- Exercise details -
Output each entry below as it stands, leaving out every picture.

- Recorded data -
····················
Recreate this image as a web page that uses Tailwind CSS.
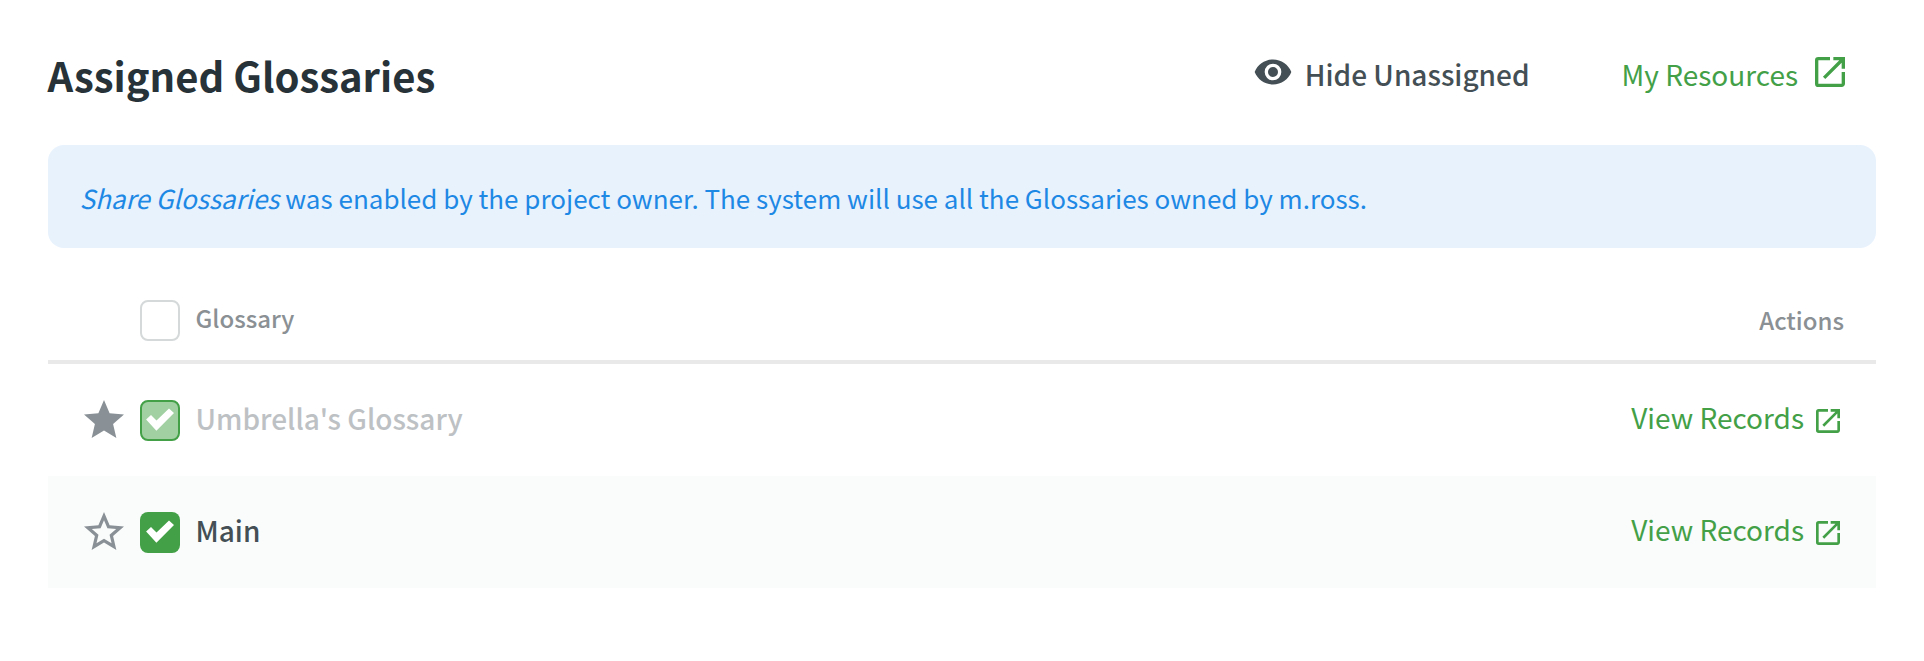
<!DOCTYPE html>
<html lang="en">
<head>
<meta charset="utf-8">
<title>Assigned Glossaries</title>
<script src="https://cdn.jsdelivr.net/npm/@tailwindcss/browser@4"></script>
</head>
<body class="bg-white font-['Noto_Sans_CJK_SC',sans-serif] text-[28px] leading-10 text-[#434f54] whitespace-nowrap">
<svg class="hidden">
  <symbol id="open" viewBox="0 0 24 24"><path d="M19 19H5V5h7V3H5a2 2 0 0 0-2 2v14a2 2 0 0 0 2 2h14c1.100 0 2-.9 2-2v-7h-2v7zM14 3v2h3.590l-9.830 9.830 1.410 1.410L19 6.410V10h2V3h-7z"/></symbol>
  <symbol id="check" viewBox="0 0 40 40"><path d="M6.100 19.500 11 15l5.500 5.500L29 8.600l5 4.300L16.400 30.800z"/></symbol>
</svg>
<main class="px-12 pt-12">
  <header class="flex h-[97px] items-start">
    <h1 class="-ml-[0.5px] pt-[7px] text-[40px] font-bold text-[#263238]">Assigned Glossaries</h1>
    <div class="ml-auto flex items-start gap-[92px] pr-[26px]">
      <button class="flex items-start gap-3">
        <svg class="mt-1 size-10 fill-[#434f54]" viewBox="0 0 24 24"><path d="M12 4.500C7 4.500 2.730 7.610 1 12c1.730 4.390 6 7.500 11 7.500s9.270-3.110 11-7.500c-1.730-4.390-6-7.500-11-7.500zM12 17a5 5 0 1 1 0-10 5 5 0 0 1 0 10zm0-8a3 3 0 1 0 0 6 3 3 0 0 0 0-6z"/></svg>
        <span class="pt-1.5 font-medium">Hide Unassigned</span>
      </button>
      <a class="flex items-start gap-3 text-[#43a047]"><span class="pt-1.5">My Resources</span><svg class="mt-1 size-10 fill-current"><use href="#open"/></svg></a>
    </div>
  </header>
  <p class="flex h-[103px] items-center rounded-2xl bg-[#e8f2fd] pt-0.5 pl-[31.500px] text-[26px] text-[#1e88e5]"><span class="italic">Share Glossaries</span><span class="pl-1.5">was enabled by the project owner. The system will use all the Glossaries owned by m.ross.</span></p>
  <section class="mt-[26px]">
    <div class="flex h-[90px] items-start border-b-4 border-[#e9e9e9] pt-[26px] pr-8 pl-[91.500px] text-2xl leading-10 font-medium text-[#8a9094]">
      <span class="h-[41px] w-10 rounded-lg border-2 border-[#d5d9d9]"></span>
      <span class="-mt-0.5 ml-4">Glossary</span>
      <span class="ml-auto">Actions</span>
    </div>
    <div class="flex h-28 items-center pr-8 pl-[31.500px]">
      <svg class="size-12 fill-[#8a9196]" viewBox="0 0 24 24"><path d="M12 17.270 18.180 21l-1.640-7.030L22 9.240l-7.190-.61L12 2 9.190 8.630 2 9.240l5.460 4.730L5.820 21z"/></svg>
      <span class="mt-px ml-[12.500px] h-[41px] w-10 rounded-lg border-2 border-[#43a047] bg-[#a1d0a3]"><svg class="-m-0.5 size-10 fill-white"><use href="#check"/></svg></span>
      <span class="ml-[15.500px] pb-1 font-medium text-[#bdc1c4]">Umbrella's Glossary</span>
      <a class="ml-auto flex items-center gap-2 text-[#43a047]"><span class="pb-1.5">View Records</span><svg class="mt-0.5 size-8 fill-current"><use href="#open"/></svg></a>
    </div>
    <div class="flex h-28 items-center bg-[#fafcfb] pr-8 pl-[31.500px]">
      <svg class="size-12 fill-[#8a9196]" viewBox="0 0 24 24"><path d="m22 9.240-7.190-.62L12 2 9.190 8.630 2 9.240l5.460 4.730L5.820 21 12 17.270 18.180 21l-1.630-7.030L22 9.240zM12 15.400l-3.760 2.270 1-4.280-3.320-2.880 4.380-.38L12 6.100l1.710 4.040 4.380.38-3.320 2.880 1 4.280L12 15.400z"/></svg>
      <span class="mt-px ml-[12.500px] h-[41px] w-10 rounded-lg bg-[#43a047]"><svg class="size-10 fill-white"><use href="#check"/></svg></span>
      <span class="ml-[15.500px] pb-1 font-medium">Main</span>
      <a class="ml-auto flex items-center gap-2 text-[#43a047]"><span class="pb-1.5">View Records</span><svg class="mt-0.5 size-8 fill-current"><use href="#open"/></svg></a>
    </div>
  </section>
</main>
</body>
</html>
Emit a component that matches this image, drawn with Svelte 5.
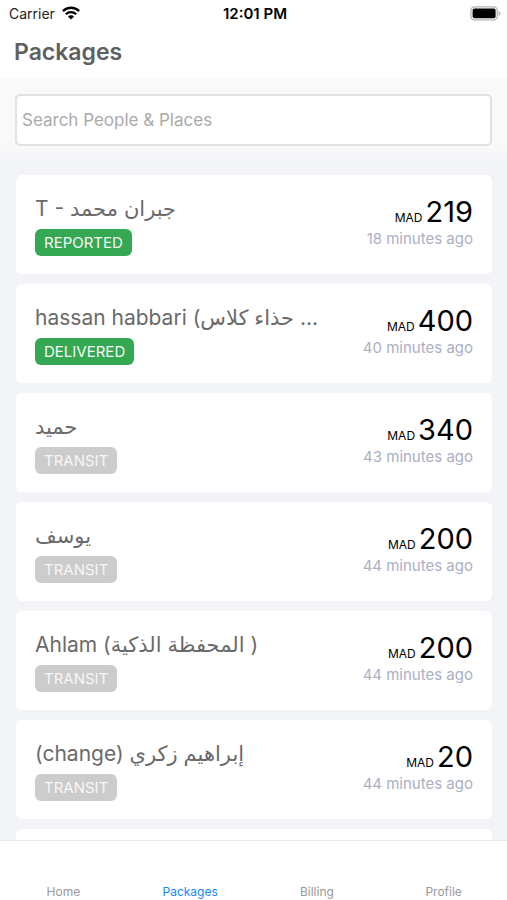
····················
- Correct result -
Recreate this image as a web page that uses Tailwind CSS.
<!DOCTYPE html>
<html lang="en">
<head>
<meta charset="utf-8">
<title>Assigned Glossaries</title>
<script src="https://cdn.jsdelivr.net/npm/@tailwindcss/browser@4"></script>
</head>
<body class="bg-white font-['Noto_Sans_CJK_SC',sans-serif] text-[28px] leading-10 text-[#434f54] whitespace-nowrap">
<svg class="hidden">
  <symbol id="open" viewBox="0 0 24 24"><path d="M19 19H5V5h7V3H5a2 2 0 0 0-2 2v14a2 2 0 0 0 2 2h14c1.100 0 2-.9 2-2v-7h-2v7zM14 3v2h3.590l-9.830 9.830 1.410 1.410L19 6.410V10h2V3h-7z"/></symbol>
  <symbol id="check" viewBox="0 0 40 40"><path d="M6.100 19.500 11 15l5.500 5.500L29 8.600l5 4.300L16.400 30.800z"/></symbol>
</svg>
<main class="px-12 pt-12">
  <header class="flex h-[97px] items-start">
    <h1 class="-ml-[0.5px] pt-[7px] text-[40px] font-bold text-[#263238]">Assigned Glossaries</h1>
    <div class="ml-auto flex items-start gap-[92px] pr-[26px]">
      <button class="flex items-start gap-3">
        <svg class="mt-1 size-10 fill-[#434f54]" viewBox="0 0 24 24"><path d="M12 4.500C7 4.500 2.730 7.610 1 12c1.730 4.390 6 7.500 11 7.500s9.270-3.110 11-7.500c-1.730-4.390-6-7.500-11-7.500zM12 17a5 5 0 1 1 0-10 5 5 0 0 1 0 10zm0-8a3 3 0 1 0 0 6 3 3 0 0 0 0-6z"/></svg>
        <span class="pt-1.5 font-medium">Hide Unassigned</span>
      </button>
      <a class="flex items-start gap-3 text-[#43a047]"><span class="pt-1.5">My Resources</span><svg class="mt-1 size-10 fill-current"><use href="#open"/></svg></a>
    </div>
  </header>
  <p class="flex h-[103px] items-center rounded-2xl bg-[#e8f2fd] pt-0.5 pl-[31.500px] text-[26px] text-[#1e88e5]"><span class="italic">Share Glossaries</span><span class="pl-1.5">was enabled by the project owner. The system will use all the Glossaries owned by m.ross.</span></p>
  <section class="mt-[26px]">
    <div class="flex h-[90px] items-start border-b-4 border-[#e9e9e9] pt-[26px] pr-8 pl-[91.500px] text-2xl leading-10 font-medium text-[#8a9094]">
      <span class="h-[41px] w-10 rounded-lg border-2 border-[#d5d9d9]"></span>
      <span class="-mt-0.5 ml-4">Glossary</span>
      <span class="ml-auto">Actions</span>
    </div>
    <div class="flex h-28 items-center pr-8 pl-[31.500px]">
      <svg class="size-12 fill-[#8a9196]" viewBox="0 0 24 24"><path d="M12 17.270 18.180 21l-1.640-7.030L22 9.240l-7.190-.61L12 2 9.190 8.630 2 9.240l5.460 4.730L5.820 21z"/></svg>
      <span class="mt-px ml-[12.500px] h-[41px] w-10 rounded-lg border-2 border-[#43a047] bg-[#a1d0a3]"><svg class="-m-0.5 size-10 fill-white"><use href="#check"/></svg></span>
      <span class="ml-[15.500px] pb-1 font-medium text-[#bdc1c4]">Umbrella's Glossary</span>
      <a class="ml-auto flex items-center gap-2 text-[#43a047]"><span class="pb-1.5">View Records</span><svg class="mt-0.5 size-8 fill-current"><use href="#open"/></svg></a>
    </div>
    <div class="flex h-28 items-center bg-[#fafcfb] pr-8 pl-[31.500px]">
      <svg class="size-12 fill-[#8a9196]" viewBox="0 0 24 24"><path d="m22 9.240-7.190-.62L12 2 9.190 8.630 2 9.240l5.460 4.730L5.820 21 12 17.270 18.180 21l-1.630-7.030L22 9.240zM12 15.400l-3.760 2.270 1-4.280-3.320-2.880 4.380-.38L12 6.100l1.710 4.040 4.380.38-3.320 2.880 1 4.280L12 15.400z"/></svg>
      <span class="mt-px ml-[12.500px] h-[41px] w-10 rounded-lg bg-[#43a047]"><svg class="size-10 fill-white"><use href="#check"/></svg></span>
      <span class="ml-[15.500px] pb-1 font-medium">Main</span>
      <a class="ml-auto flex items-center gap-2 text-[#43a047]"><span class="pb-1.5">View Records</span><svg class="mt-0.5 size-8 fill-current"><use href="#open"/></svg></a>
    </div>
  </section>
</main>
</body>
</html>
Emit a component that matches this image, drawn with Svelte 5.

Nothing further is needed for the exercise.